The film was first presented at the Marrakech International Film Festival in Morocco on December 8, 2004. It opened wide in Argentina on February 10, 2005.

The picture was screened at various film festivals, including: the Toulouse Latin America Film Festival, France; the Cartagena Film Festival, Colombia; the Gramado Film Festival, Spain; the Huelva Latin American Film Festival, Spain; the Havana Film Festival, Cuba; and others.

==Critical reception==
Deborah Young, film critic for Variety magazine and reporting from the San Sebastián International Film Festival, gave the film a mixed review and wrote, "There's a feeling of autobiography in Pablo Jose Meza's first feature, Buenos Aires 100 km....Without the sardonic edge of similar tales like the Uruguayan 25 Watts, pic also lacks the charm of a magic tale about growing up. What's on the screen is a notch franker than most TV fare, but not structured enough to win much play outside festivals...Aside from a few well-observed scenes and moments, there are a lot of warmed-over ideas and little compelling cinema."

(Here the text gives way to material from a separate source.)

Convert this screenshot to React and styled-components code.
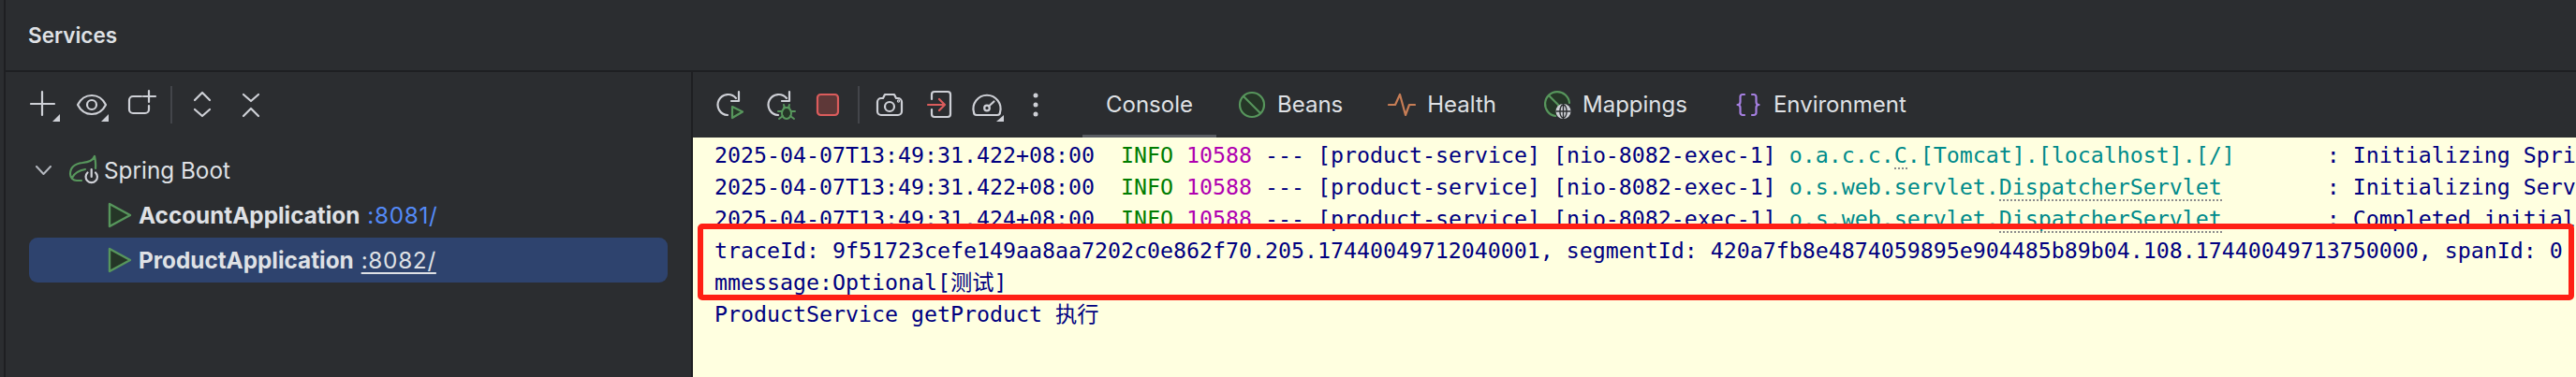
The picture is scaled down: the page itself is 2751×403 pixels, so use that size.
import React from 'react'
import styled, { createGlobalStyle } from 'styled-components'

const Reset = createGlobalStyle`
  html, body {
    margin: 0;
    padding: 0;
    background: #2b2d30;
    overflow: hidden;
  }
`

const Window = styled.div`
  width: 2751px;
  height: 403px;
  display: flex;
  background: #2b2d30;
  color: #dfe1e5;
  font-family: Inter, "Noto Sans", sans-serif;
  overflow: hidden;
`

const Rail = styled.div`
  width: 4px;
  flex: none;
  border-right: 2px solid #1e1f22;
`

const Body = styled.div`
  flex: 1;
  min-width: 0;
  display: flex;
  flex-direction: column;
`

const Header = styled.div`
  height: 75px;
  flex: none;
  display: flex;
  align-items: center;
  padding-left: 24px;
  border-bottom: 2px solid #1e1f22;
  font-size: 22.5px;
  font-weight: 600;
`

const Split = styled.div`
  flex: 1;
  min-height: 0;
  display: flex;
`

const Sidebar = styled.div`
  width: 732px;
  flex: none;
  border-right: 2px solid #1e1f22;
`

const Main = styled.div`
  flex: 1;
  min-width: 0;
  display: flex;
  flex-direction: column;
`

const Toolbar = styled.div`
  height: 70px;
  flex: none;
  display: flex;
  align-items: center;
  padding-left: ${p => p.$inset}px;
`

const ToolButton = styled.svg`
  width: 52px;
  height: 48px;
  flex: none;
  fill: none;
  stroke: #ced0d6;
  stroke-width: 2.2;
  stroke-linecap: round;
  stroke-linejoin: round;
`

const ToolSep = styled.div`
  width: 2px;
  height: 40px;
  flex: none;
  margin: 0 6px 0 ${p => p.$left}px;
  background: #43454a;
`

const Tree = styled.div`
  padding: 11px 25px 0;
  display: flex;
  flex-direction: column;
`

const TreeRow = styled.div`
  height: 48px;
  display: flex;
  align-items: center;
  padding-left: ${p => p.$indent}px;
  border-radius: 9px;
  background: ${p => (p.$selected ? '#2e436e' : 'transparent')};
  font-size: 24.3px;
`

const GroupLabel = styled.span`
  margin-left: 4px;
`

const AppName = styled.span`
  margin-left: 7px;
  font-weight: 700;
`

const Port = styled.span`
  margin-left: 8px;
  letter-spacing: 0.7px;
  color: ${p => (p.$selected ? '#dfe1e5' : '#548af7')};
  text-decoration: ${p => (p.$selected ? 'underline' : 'none')};
  text-underline-offset: 4px;
`

const Tabs = styled.div`
  display: flex;
  margin-left: 24px;
  height: 100%;
`

const Tab = styled.div`
  display: flex;
  align-items: center;
  gap: 12px;
  height: 70px;
  box-sizing: border-box;
  padding: 2px 25px 0 ${p => p.$left ?? 25}px;
  border-bottom: 3px solid ${p => (p.$active ? '#5a5d63' : 'transparent')};
  font-size: 24px;
`

const TabIcon = styled.svg`
  width: 30px;
  height: 30px;
  flex: none;
  fill: none;
  stroke-linecap: round;
  stroke-linejoin: round;
`

const Console = styled.div`
  position: relative;
  flex: 1;
  min-height: 0;
  padding: 2px 0 0 23px;
  background: #ffffe0;
  color: #000080;
  font-family: "DejaVu Sans Mono", "Noto Sans CJK SC", monospace;
  font-size: 23.25px;
  line-height: 34px;
  overflow: hidden;
`

const LogLine = styled.div`
  height: 34px;
  white-space: pre;
`

const Level = styled.span`
  color: #007d00;
`

const Pid = styled.span`
  color: #b000b0;
`

const Logger = styled.span`
  color: #008b8b;
`

const Typo = styled.span`
  border-bottom: 2px dotted #8c8c8c;
`

const Highlight = styled.div`
  position: absolute;
  left: 5px;
  top: 92px;
  width: 2004px;
  height: 82px;
  box-sizing: border-box;
  border: 6px solid #ff2015;
  border-radius: 5px;
`

const Corner = ({ x }) => (
  <path d={`M${x} 42H${x + 8}V34Z`} fill="#ced0d6" stroke="none" />
)

const PlusIcon = () => (
  <ToolButton viewBox="0 0 52 48">
    <path d="M14 23H39M26 10V35" />
    <Corner x={37} />
  </ToolButton>
)

const EyeIcon = () => (
  <ToolButton viewBox="0 0 52 48">
    <path d="M12 24C16 16 21 14 27 14S38 16 42 24C38 32 33 34 27 34S16 32 12 24Z" />
    <circle cx="27" cy="24" r="5" />
    <Corner x={37} />
  </ToolButton>
)

const NewTabIcon = () => (
  <ToolButton viewBox="0 0 52 48">
    <path d="M28 15H19A4 4 0 0 0 15 19V29A4 4 0 0 0 19 33H32A4 4 0 0 0 36 29V25" />
    <path d="M36 9V21M30 15H43" />
  </ToolButton>
)

const ExpandIcon = () => (
  <ToolButton viewBox="0 0 52 48">
    <path d="M18 19L26 11L34 19M18 29L26 36L34 29" />
  </ToolButton>
)

const CollapseIcon = () => (
  <ToolButton viewBox="0 0 52 48">
    <path d="M18 13L26 20L34 13M18 36L26 28L34 36" />
  </ToolButton>
)

const RerunIcon = () => (
  <ToolButton viewBox="0 0 52 48">
    <path d="M32 17A11 11 0 1 0 23 35" />
    <path d="M35 10V20H27" />
    <path d="M28 26L39 31.5L28 38Z" fill="#253627" stroke="#57965c" />
  </ToolButton>
)

const DebugIcon = () => (
  <ToolButton viewBox="0 0 52 48">
    <path d="M34 17A11 11 0 1 0 25 35" />
    <path d="M37 10V20H29" />
    <g stroke="#57965c" strokeWidth="2">
      <ellipse cx="34" cy="33" rx="5" ry="6" fill="#253627" />
      <path d="M31 24L32 27M37 24L36 27M31 27H37M25 31H29M43 31H39M26 39L30 36M42 39L38 36" />
    </g>
  </ToolButton>
)

const StopIcon = () => (
  <ToolButton viewBox="0 0 52 48">
    <rect x="15" y="13" width="22" height="22" rx="3.5" fill="#5e3838" stroke="#db5c5c" />
  </ToolButton>
)

const CameraIcon = () => (
  <ToolButton viewBox="0 0 52 48">
    <path d="M17 17H19L21 13H31L33 17H35A4 4 0 0 1 39 21V31A4 4 0 0 1 35 35H17A4 4 0 0 1 13 31V21A4 4 0 0 1 17 17Z" />
    <circle cx="26" cy="26" r="5" />
    <circle cx="35.5" cy="20" r="0.6" />
  </ToolButton>
)

const ExitIcon = () => (
  <ToolButton viewBox="0 0 52 48">
    <path d="M19 18V13A3 3 0 0 1 22 10H36A3 3 0 0 1 39 13V34A3 3 0 0 1 36 37H22A3 3 0 0 1 19 34V29" />
    <path d="M15 24H33M27 18L33 24L27 30" stroke="#db5c5c" />
  </ToolButton>
)

const GaugeIcon = () => (
  <ToolButton viewBox="0 0 52 48">
    <path d="M15 35H37A3 3 0 0 0 40 32A14.5 14.5 0 1 0 12 32A3 3 0 0 0 15 35Z" />
    <circle cx="26" cy="27.5" r="2.8" />
    <path d="M28 25.5L33.5 20.5" />
    <path d="M36 42H44V35Z" fill="#ced0d6" stroke="none" />
  </ToolButton>
)

const MoreIcon = () => (
  <ToolButton viewBox="0 0 52 48">
    <g fill="#ced0d6" stroke="none">
      <circle cx="26" cy="14" r="2.5" />
      <circle cx="26" cy="24" r="2.5" />
      <circle cx="26" cy="34" r="2.5" />
    </g>
  </ToolButton>
)

const Chevron = styled.svg`
  width: 17px;
  height: 10px;
  flex: none;
  fill: none;
  stroke: #b4b8bf;
  stroke-width: 2;
  stroke-linecap: round;
  stroke-linejoin: round;
`

const SpringIcon = styled.svg`
  width: 36px;
  height: 36px;
  flex: none;
  margin-left: 16px;
  fill: none;
  stroke-width: 2.2;
  stroke-linecap: round;
  stroke-linejoin: round;
`

const PlayIcon = styled.svg`
  width: 26px;
  height: 28px;
  flex: none;
`

const Play = () => (
  <PlayIcon viewBox="0 0 26 28">
    <path
      d="M2 2L24 14L2 26Z"
      fill="#253627"
      stroke="#57965c"
      strokeWidth="2.4"
      strokeLinejoin="round"
    />
  </PlayIcon>
)

const BeansGlyph = () => (
  <TabIcon viewBox="0 0 30 30">
    <circle cx="15" cy="15" r="13" fill="#253627" stroke="#57965c" strokeWidth="2.2" />
    <path d="M6 6L24 24" stroke="#57965c" strokeWidth="2.2" />
  </TabIcon>
)

const HealthGlyph = () => (
  <TabIcon viewBox="0 0 30 30">
    <path d="M1 15H8L13 4L19 26L23 15H29" stroke="#c77d55" strokeWidth="2.2" />
  </TabIcon>
)

const MappingsGlyph = () => (
  <TabIcon viewBox="0 0 30 30">
    <path d="M28 13A13 13 0 1 0 13 27" fill="#253627" stroke="#57965c" strokeWidth="2.2" />
    <path d="M6 5L18 17" stroke="#57965c" strokeWidth="2.2" />
    <circle cx="21.5" cy="22" r="8" fill="#ced0d6" />
    <g stroke="#2b2d30" strokeWidth="1.4">
      <path d="M14 22H29M21.5 14V30" />
      <ellipse cx="21.5" cy="22" rx="3.6" ry="7" />
    </g>
  </TabIcon>
)

const EnvGlyph = () => (
  <TabIcon viewBox="0 0 30 30">
    <path
      d="M11 4H9A2.5 2.5 0 0 0 6.5 6.5V12A3 3 0 0 1 3.5 15A3 3 0 0 1 6.5 18V23.5A2.5 2.5 0 0 0 9 26H11M19 4H21A2.5 2.5 0 0 1 23.5 6.5V12A3 3 0 0 0 26.5 15A3 3 0 0 0 23.5 18V23.5A2.5 2.5 0 0 1 21 26H19"
      stroke="#a57fe0"
      strokeWidth="2.2"
    />
  </TabIcon>
)

const logPrefix = ts => (
  <>
    {ts}  <Level>INFO</Level> <Pid>10588</Pid> --- [product-service] [nio-8082-exec-1]{' '}
  </>
)

const App = () => (
  <Window>
    <Reset />
    <Rail />
    <Body>
      <Header>Services</Header>
      <Split>
        <Sidebar>
          <Toolbar $inset={13}>
            <PlusIcon />
            <EyeIcon />
            <NewTabIcon />
            <ToolSep $left={7} />
            <ExpandIcon />
            <CollapseIcon />
          </Toolbar>
          <Tree>
            <TreeRow $indent={7}>
              <Chevron viewBox="0 0 17 10">
                <path d="M1 1L8.5 9L16 1" />
              </Chevron>
              <SpringIcon viewBox="0 0 36 36">
                <path
                  d="M30 3C28 8 24 9 17 10C8 11 4 16 4 22C4 26 7 29 11 29H16M30 3C31 8 31.5 12 31 16M6 26C9 20 14 18 20 17"
                  stroke="#57965c"
                />
                <path d="M22.5 20.5A6.2 6.2 0 1 0 31 20.5M26.7 17V25" stroke="#ced0d6" />
              </SpringIcon>
              <GroupLabel>Spring Boot</GroupLabel>
            </TreeRow>
            <TreeRow $indent={84}>
              <Play />
              <AppName>AccountApplication</AppName>
              <Port>:8081/</Port>
            </TreeRow>
            <TreeRow $indent={84} $selected>
              <Play />
              <AppName>ProductApplication</AppName>
              <Port $selected>:8082/</Port>
            </TreeRow>
          </Tree>
        </Sidebar>
        <Main>
          <Toolbar $inset={14}>
            <RerunIcon />
            <DebugIcon />
            <StopIcon />
            <ToolSep $left={6} />
            <CameraIcon />
            <ExitIcon />
            <GaugeIcon />
            <MoreIcon />
            <Tabs>
              <Tab $active>Console</Tab>
              <Tab $left={23}><BeansGlyph />Beans</Tab>
              <Tab $left={23}><HealthGlyph />Health</Tab>
              <Tab><MappingsGlyph />Mappings</Tab>
              <Tab><EnvGlyph />Environment</Tab>
            </Tabs>
          </Toolbar>
          <Console>
            <LogLine>
              {logPrefix('2025-04-07T13:49:31.422+08:00')}
              <Logger>o.a.c.c.<Typo>C</Typo>.[Tomcat].[localhost].[/]</Logger>
              {'       : Initializing Spring embedded WebApplicationContext'}
            </LogLine>
            <LogLine>
              {logPrefix('2025-04-07T13:49:31.422+08:00')}
              <Logger>o.s.web.servlet.<Typo>DispatcherServlet</Typo></Logger>
              {'        : Initializing Servlet \'dispatcherServlet\''}
            </LogLine>
            <LogLine>
              {logPrefix('2025-04-07T13:49:31.424+08:00')}
              <Logger>o.s.web.servlet.<Typo>DispatcherServlet</Typo></Logger>
              {'        : Completed initialization'}
            </LogLine>
            <LogLine>traceId: 9f51723cefe149aa8aa7202c0e862f70.205.17440049712040001, segmentId: 420a7fb8e4874059895e904485b89b04.108.17440049713750000, spanId: 0</LogLine>
            <LogLine>mmessage:Optional[测试]</LogLine>
            <LogLine>ProductService getProduct 执行</LogLine>
            <Highlight />
          </Console>
        </Main>
      </Split>
    </Body>
  </Window>
)

export default App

Sneersnipe Film Review, in a column reported from the Gramado Film Festival in Spain wrote, "Unpretentious and refreshingly touching, Pablo José Meza's film, Buenos Aires 100 KM, tells the ordinary story of a group of 5 Argentine teenagers as they approach and apprehend the adult world and its brutal vanities for the first time."

==Awards==
Wins
- Huelva Latin American Film Festival, Spain: Best New Director, Pablo José Meza; Silver Colon, Best Screenplay, Pablo José Meza; Special Jury Award, Pablo José Meza; 2004.
- Lleida Latin-American Film Festival: Best Film, Best Original Screenplay; Pablo José Meza; 2005.

Nominations
- Marrakech International Film Festival: Golden Star, Pablo José Meza; 2004.
- Cartagena Film Festival, Colombia: Golden India Catalina; Best Film, Pablo José Meza; 2005.
- Gramado Film Festival: Golden Kikito Latin Film Competition; Best Film, Pablo José Meza; 2005.
- Argentine Film Critics Association Awards: Silver Condor; Best First Film, Pablo José Meza; 2006.